Joaquín Guzmán - Crítica musical

Excepcional Bruckner de Dausgaard y la Orquesta de València

«No recuerdo un pateo de agradecimiento de toda la orquesta a un director musical como el que se produjo al final de la sensacional interpretación»

Imagen de Thomas Dausgaard

Anton Bruckner no es tanto un genio en cuanto a que su arte musical generó un cambio de rumbo en la historia de la música como tampoco sucedió con Rafael de Sanzio en la pintura. Sin embargo, sí lo es a la hora de crear un universo musical, una forma de expresión absolutamente personal a partir de material ya existente y del que pudo echar mano. De carácter débil y sumiso, nuestro compositor no presenció nunca una interpretación orquestal de esta majestuosa sinfonía, en un ambiente musical en el que sus composiciones no era generalmente aceptadas, sino más bien todo lo contrario.
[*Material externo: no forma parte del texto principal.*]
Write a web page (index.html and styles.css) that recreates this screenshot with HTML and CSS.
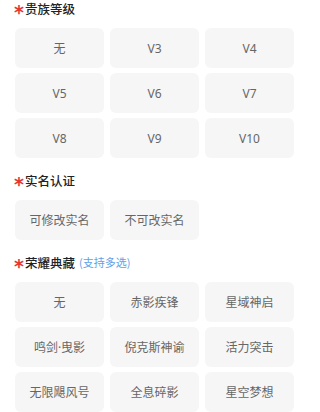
FILE: index.html
```html
<!DOCTYPE html>
<html lang="zh">
<head>
<meta charset="utf-8">
<link rel="stylesheet" href="styles.css">
</head>
<body>
<div class="page">
  <div class="section first">
    <div class="title"><span class="star">*</span>贵族等级</div>
    <div class="grid">
      <div class="opt">无</div>
      <div class="opt">V3</div>
      <div class="opt">V4</div>
      <div class="opt">V5</div>
      <div class="opt">V6</div>
      <div class="opt">V7</div>
      <div class="opt">V8</div>
      <div class="opt">V9</div>
      <div class="opt">V10</div>
    </div>
  </div>
  <div class="section">
    <div class="title"><span class="star">*</span>实名认证</div>
    <div class="grid">
      <div class="opt">可修改实名</div>
      <div class="opt">不可改实名</div>
    </div>
  </div>
  <div class="section">
    <div class="title"><span class="star">*</span>荣耀典藏<span class="hint">(支持多选)</span></div>
    <div class="grid">
      <div class="opt">无</div>
      <div class="opt">赤影疾锋</div>
      <div class="opt">星域神启</div>
      <div class="opt">鸣剑·曳影</div>
      <div class="opt">倪克斯神谕</div>
      <div class="opt">活力突击</div>
      <div class="opt">无限飓风号</div>
      <div class="opt">全息碎影</div>
      <div class="opt">星空梦想</div>
    </div>
  </div>
</div>
</body>
</html>
```

FILE: styles.css
```css
html, body {
  margin: 0;
  padding: 0;
  background: #ffffff;
}
body {
  font-family: "Noto Sans", "Noto Sans CJK SC", sans-serif;
  overflow: hidden;
}
.page {
  padding: 0 0 0 15px;
}
.section {
  margin-top: 12px;
}
.section.first {
  margin-top: -2px;
}
.title {
  display: flex;
  align-items: center;
  height: 20px;
  font-size: 12.5px;
  font-weight: 500;
  color: #222222;
  margin-left: -1px;
  margin-bottom: 10px;
  font-family: "Noto Sans CJK SC", sans-serif;
}
.star {
  color: #e2382f;
  font-size: 19px;
  font-weight: 700;
  width: 11px;
  line-height: 20px;
  height: 20px;
  padding-top: 4px;
  box-sizing: border-box;
  font-family: "DejaVu Sans", sans-serif;
}
.hint {
  color: #5ba3e8;
  font-size: 11px;
  font-weight: 400;
  margin-left: 4px;
}
.grid {
  display: grid;
  width: 279px;
  grid-template-columns: repeat(3, 1fr);
  gap: 5px 6px;
}
.opt {
  height: 40px;
  border-radius: 6px;
  background: #f6f6f6;
  display: flex;
  align-items: center;
  justify-content: center;
  font-size: 12px;
  color: #666666;
}
```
Es el de Bruckner el caso prototípico de la persona retraída y con dificultades de comunicación que, sin embargo, canalizaba su fuerza a través de su arte musical, pues llama poderosamente la atención como aquel hombrecillo se convertía en un titán, erigiendo monumentos sonoros como esta Quinta Sinfonía que se le ha llamado “Sinfonía de la fe” o “gigantesca catedral sonora” ( Harry Halbreich ). De hecho Bruckner hablaba de ella como lo mejor en materia de contrapunto que había escrito y no le faltaba razón.

No recuerdo un pateo de agradecimiento de toda la orquesta de Valencia a un director musical como el que se produjo al final de la sensacional interpretación. El concertino Enrique Palomares me comentó tras el concierto que la semana con el director danés había sido fabulosa. La lectura de la orquesta, pero sobre todo del maestro danés Thomas Dausgaard es de las que merece ser recordada. Los primeros cincuenta compases (adagio) de esta obra suelen ser indicativos del trabajo realizado previamente y de algunas cosas que han de venir a continuación sobretodo respecto al sonido dado que en ellos se citan motivos que aparecerán a lo largo de la extensa obra. En este caso tras conseguir Dausgaard del público el mayor silencio posible la música emergió en piano por medio de los pizzicatos de la cuerda grave y los primeros violines

Dausgaard logró lo más difícil en una interpretación y que está al alcance sólo de los grandes maestros : que todos los momentos sean relevantes, incluidas las frases de transición, los solos, los tríos, cuartetos. Momentos ejecutados con un sentido propio y único, pero a su vez, al servicio de la interpretación global. Para ello Dausgaard se sirve de una elocuente expresividad gestual que arrastra a los músicos a dar lo mejor de sí mismos. No es un director elegante en su gesto, pero transmite la emoción del momento irrepetible. La lectura de Dausgaard de esta sinfonía se aleja de amaneramientos y de una pretensión esteticista. Su quinta es profunda, desde la tensión y el drama que también se halla en los silencios y los crescendos planificados y ejecutados con precisión apabullante. El director danés logró en el adagio esa belleza metafísica, teológica, a través de una cuerda densa, empastada y con peso, y con intervenciones de unas maderas solistas sobresalientes y que son el contrapunto ensimismado a la masa orquestal, en los monumentales adagios brucknerianos.

Tras los “trascendentes” dos primeros movimientos, el scherzo irradia una belleza extraña por alternar de forma genial a través de una ligazón casi imposible la dramática tensión con cierta banalidad del trío, pasando por los ecos románticos del ländler austriaco. Lo que sería un precedente de la música mahleriana en cuanto a esta amalgama sucesiva de drama, trascendencia, lirismo, cierta frivolidad y música del pueblo.

El enorme movimiento de cierre fue de una precisión extraordinaria como si de un gran mecano contrapuntístico se tratara y la aparición del famoso tema entonado por los metales fue uno de esos momentos que se quedan grabados. La fastuosa coda fue leída en clave furtwangleriana (grabación con Berlin año 1942, sí en plena Segunda Guerra Mundial) en el sentido de no dilatar un ápice el tempo, cosa a la que invitan los grandes corales de los metales. En lugar de restar transcendencia la incandescencia de la coda dotó de todo sentido al cierre de la obra. Hacer un gran ritardando con todo el tema de la coda habría sido un manierismo poco consecuente con la idea global. A pesar de no ser una sinfonía fácil para el público no habituado con el mundo bruckneriano, la sala Iturbi premió a los participantes con una sentida y gran ovación.